▶ _EXERCISE INSTRUCTIONS_
Wherever the string "Output" occurs in a line of these records, report that line.

▶ _EXTRACTED ENTRIES_
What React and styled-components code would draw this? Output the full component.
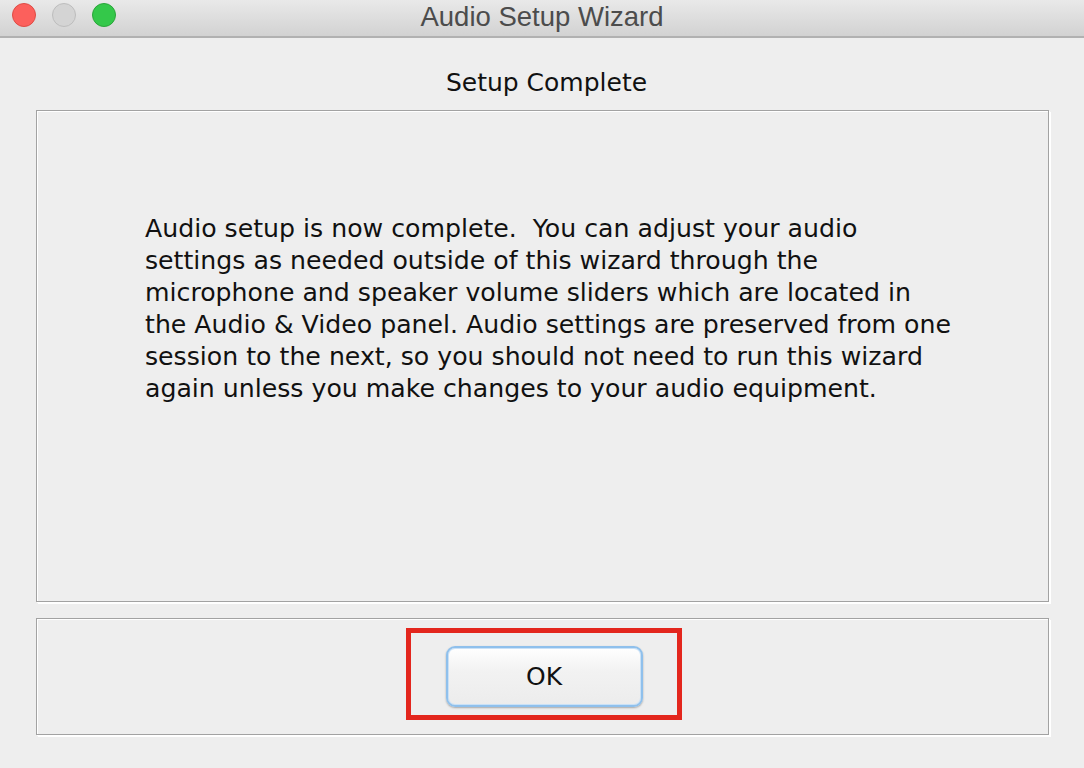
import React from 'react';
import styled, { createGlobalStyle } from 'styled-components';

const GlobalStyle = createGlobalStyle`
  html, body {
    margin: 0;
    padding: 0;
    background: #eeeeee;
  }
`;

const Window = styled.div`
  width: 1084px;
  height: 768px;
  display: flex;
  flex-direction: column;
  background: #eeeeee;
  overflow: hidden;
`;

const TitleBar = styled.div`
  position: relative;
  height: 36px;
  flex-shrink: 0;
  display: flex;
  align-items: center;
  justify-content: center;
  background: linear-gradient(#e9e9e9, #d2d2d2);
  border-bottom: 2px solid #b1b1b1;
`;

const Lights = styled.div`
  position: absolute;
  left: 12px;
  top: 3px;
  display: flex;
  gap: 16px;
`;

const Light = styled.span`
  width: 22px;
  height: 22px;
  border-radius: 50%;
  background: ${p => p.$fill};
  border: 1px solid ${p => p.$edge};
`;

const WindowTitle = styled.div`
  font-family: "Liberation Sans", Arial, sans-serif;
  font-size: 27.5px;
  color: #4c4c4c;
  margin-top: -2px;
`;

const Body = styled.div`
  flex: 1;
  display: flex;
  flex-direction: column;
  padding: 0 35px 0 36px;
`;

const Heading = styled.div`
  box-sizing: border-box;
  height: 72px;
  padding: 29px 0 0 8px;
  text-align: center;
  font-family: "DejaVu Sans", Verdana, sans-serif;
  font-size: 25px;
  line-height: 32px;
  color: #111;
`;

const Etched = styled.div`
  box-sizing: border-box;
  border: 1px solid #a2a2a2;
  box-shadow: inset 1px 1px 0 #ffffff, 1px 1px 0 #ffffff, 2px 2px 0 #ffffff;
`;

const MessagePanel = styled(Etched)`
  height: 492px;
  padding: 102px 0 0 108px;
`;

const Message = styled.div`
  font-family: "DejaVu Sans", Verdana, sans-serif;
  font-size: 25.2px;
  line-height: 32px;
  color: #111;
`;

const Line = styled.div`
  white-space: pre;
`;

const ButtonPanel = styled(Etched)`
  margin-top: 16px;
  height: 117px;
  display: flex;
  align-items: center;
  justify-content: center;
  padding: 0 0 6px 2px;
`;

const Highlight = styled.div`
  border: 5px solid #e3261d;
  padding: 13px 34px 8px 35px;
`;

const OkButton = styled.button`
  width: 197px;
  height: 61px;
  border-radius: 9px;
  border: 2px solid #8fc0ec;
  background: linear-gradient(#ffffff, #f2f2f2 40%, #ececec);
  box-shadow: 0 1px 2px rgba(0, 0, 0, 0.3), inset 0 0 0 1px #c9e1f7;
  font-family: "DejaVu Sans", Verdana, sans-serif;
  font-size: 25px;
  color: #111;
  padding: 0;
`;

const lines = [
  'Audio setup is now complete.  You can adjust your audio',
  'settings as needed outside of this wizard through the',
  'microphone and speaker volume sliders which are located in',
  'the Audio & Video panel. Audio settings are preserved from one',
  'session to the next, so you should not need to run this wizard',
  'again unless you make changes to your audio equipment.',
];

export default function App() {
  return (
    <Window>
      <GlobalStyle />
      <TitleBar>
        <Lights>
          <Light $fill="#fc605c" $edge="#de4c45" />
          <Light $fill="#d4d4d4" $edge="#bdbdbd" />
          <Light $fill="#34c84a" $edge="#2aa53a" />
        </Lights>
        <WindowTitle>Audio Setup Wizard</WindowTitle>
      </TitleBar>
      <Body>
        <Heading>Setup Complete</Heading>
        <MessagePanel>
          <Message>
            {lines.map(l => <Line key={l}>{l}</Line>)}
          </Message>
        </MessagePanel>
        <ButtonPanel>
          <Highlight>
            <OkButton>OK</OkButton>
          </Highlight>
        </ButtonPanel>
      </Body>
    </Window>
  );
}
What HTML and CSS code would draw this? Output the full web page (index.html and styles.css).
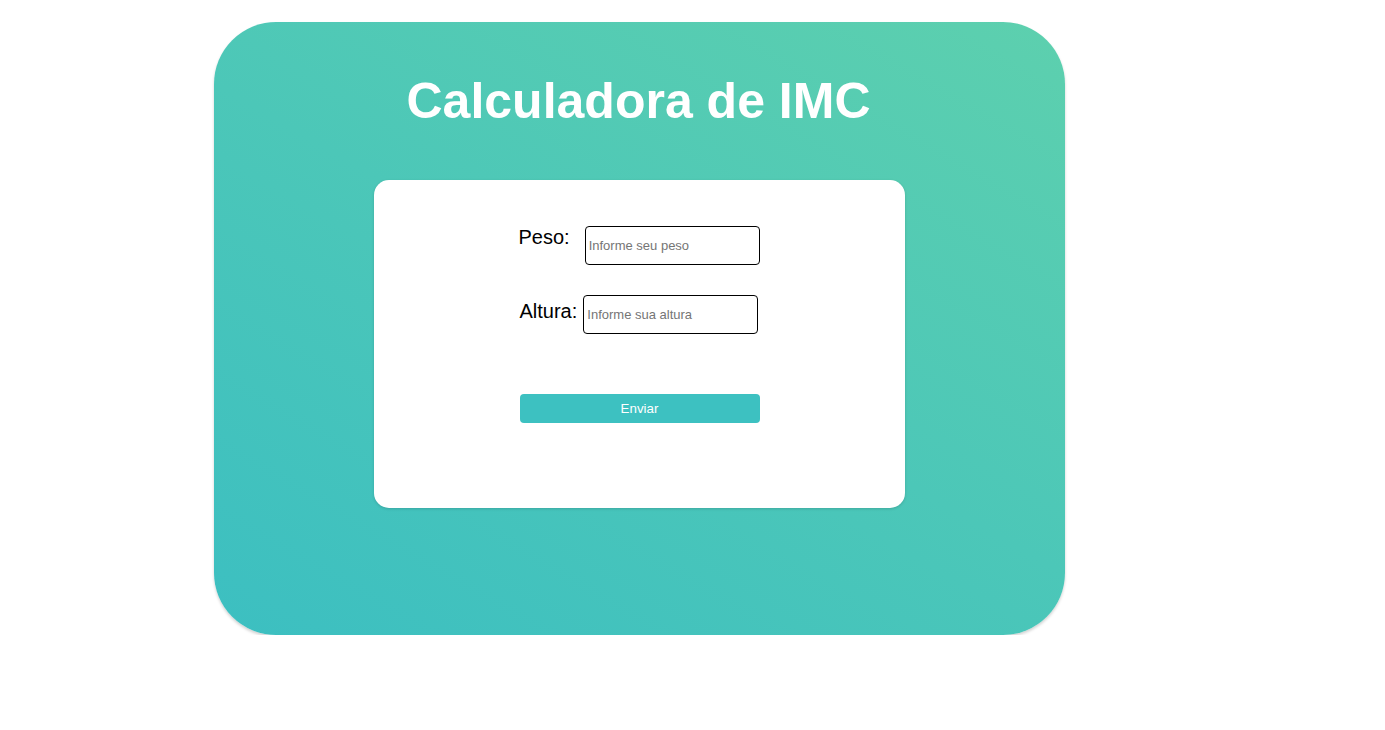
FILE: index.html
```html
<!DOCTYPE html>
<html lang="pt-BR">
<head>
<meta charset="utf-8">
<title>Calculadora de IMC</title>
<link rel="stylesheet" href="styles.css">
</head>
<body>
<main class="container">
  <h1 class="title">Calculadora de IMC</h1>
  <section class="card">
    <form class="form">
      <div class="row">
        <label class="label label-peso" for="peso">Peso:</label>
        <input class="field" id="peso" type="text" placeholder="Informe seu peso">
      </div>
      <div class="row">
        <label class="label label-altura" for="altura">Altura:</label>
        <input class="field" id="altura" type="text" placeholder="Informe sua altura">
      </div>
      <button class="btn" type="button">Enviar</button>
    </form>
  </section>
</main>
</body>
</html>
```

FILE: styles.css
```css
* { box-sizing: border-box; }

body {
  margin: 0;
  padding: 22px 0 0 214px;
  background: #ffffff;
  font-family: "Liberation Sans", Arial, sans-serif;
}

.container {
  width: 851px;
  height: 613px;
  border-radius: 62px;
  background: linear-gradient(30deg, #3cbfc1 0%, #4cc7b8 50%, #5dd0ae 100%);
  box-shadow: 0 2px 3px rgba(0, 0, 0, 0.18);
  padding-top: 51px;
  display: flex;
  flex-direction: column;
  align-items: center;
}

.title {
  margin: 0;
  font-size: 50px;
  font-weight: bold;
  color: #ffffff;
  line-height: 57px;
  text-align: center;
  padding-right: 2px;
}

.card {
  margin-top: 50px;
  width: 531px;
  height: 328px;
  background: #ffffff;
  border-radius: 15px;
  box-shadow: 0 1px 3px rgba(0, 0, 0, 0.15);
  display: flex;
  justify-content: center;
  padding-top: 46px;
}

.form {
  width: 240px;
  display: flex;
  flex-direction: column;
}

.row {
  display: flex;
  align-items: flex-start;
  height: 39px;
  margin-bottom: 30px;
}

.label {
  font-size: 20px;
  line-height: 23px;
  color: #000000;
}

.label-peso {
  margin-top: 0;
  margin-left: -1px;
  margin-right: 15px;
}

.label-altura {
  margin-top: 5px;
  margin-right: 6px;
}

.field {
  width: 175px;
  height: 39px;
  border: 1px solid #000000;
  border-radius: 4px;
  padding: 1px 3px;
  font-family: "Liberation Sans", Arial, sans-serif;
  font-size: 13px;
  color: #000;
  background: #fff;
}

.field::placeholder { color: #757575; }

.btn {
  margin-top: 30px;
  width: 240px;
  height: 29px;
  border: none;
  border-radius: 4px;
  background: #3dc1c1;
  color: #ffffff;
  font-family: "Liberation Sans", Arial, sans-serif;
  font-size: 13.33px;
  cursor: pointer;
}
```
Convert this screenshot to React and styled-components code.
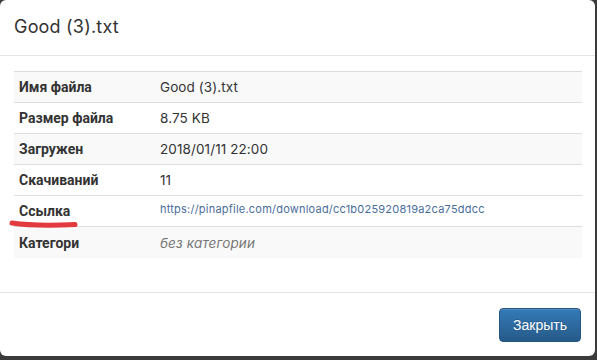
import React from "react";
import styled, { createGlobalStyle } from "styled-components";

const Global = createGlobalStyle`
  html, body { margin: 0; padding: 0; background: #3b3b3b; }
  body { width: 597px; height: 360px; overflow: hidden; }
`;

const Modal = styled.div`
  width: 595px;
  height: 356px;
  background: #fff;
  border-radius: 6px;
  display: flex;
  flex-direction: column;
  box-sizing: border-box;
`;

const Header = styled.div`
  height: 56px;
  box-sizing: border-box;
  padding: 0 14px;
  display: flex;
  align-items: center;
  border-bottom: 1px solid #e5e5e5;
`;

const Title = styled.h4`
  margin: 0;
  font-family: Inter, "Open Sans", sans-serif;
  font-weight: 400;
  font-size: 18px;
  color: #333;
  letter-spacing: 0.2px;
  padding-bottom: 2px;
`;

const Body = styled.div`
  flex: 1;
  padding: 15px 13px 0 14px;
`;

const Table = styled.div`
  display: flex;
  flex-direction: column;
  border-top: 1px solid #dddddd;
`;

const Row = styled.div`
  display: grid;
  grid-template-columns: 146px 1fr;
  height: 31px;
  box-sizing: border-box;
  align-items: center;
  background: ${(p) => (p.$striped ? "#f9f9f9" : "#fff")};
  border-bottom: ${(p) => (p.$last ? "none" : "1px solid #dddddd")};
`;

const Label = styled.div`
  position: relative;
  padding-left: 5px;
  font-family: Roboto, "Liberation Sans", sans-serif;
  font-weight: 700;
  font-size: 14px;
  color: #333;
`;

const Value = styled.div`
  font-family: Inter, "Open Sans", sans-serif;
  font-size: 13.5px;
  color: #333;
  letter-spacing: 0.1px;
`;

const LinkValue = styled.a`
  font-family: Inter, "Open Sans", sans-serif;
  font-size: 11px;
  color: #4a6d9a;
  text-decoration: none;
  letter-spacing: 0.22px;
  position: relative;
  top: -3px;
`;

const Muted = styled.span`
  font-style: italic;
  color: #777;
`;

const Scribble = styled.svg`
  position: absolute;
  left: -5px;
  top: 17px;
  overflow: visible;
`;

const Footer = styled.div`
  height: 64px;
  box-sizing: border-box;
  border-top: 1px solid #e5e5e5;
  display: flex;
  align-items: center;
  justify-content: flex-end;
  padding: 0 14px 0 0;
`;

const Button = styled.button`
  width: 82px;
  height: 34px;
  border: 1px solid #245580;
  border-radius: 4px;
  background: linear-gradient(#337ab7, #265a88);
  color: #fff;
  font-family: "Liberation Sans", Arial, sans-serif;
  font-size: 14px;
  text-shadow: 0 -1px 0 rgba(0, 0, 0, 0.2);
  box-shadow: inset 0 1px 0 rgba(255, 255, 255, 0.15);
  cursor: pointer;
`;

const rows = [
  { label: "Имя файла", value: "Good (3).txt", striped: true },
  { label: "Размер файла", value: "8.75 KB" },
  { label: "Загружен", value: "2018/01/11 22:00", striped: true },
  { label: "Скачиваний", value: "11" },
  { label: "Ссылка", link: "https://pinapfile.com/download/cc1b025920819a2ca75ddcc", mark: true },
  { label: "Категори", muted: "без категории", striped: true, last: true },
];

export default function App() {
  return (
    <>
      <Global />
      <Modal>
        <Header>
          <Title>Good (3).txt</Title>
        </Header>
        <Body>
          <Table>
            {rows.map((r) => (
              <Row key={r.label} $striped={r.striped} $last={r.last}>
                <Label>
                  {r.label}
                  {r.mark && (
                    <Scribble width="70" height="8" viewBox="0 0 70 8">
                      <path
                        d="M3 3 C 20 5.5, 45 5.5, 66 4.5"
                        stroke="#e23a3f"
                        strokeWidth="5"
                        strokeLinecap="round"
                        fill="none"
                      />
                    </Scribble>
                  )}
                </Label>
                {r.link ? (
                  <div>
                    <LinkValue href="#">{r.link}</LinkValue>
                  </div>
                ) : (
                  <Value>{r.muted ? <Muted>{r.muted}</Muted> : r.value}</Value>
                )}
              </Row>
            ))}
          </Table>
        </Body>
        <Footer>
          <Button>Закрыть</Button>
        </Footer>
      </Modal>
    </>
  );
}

▶ _WRITTEN ANSWER_
What React and styled-components code would draw this? Output the full component.
What HTML and CSS code would draw this? Output the full web page (index.html and styles.css).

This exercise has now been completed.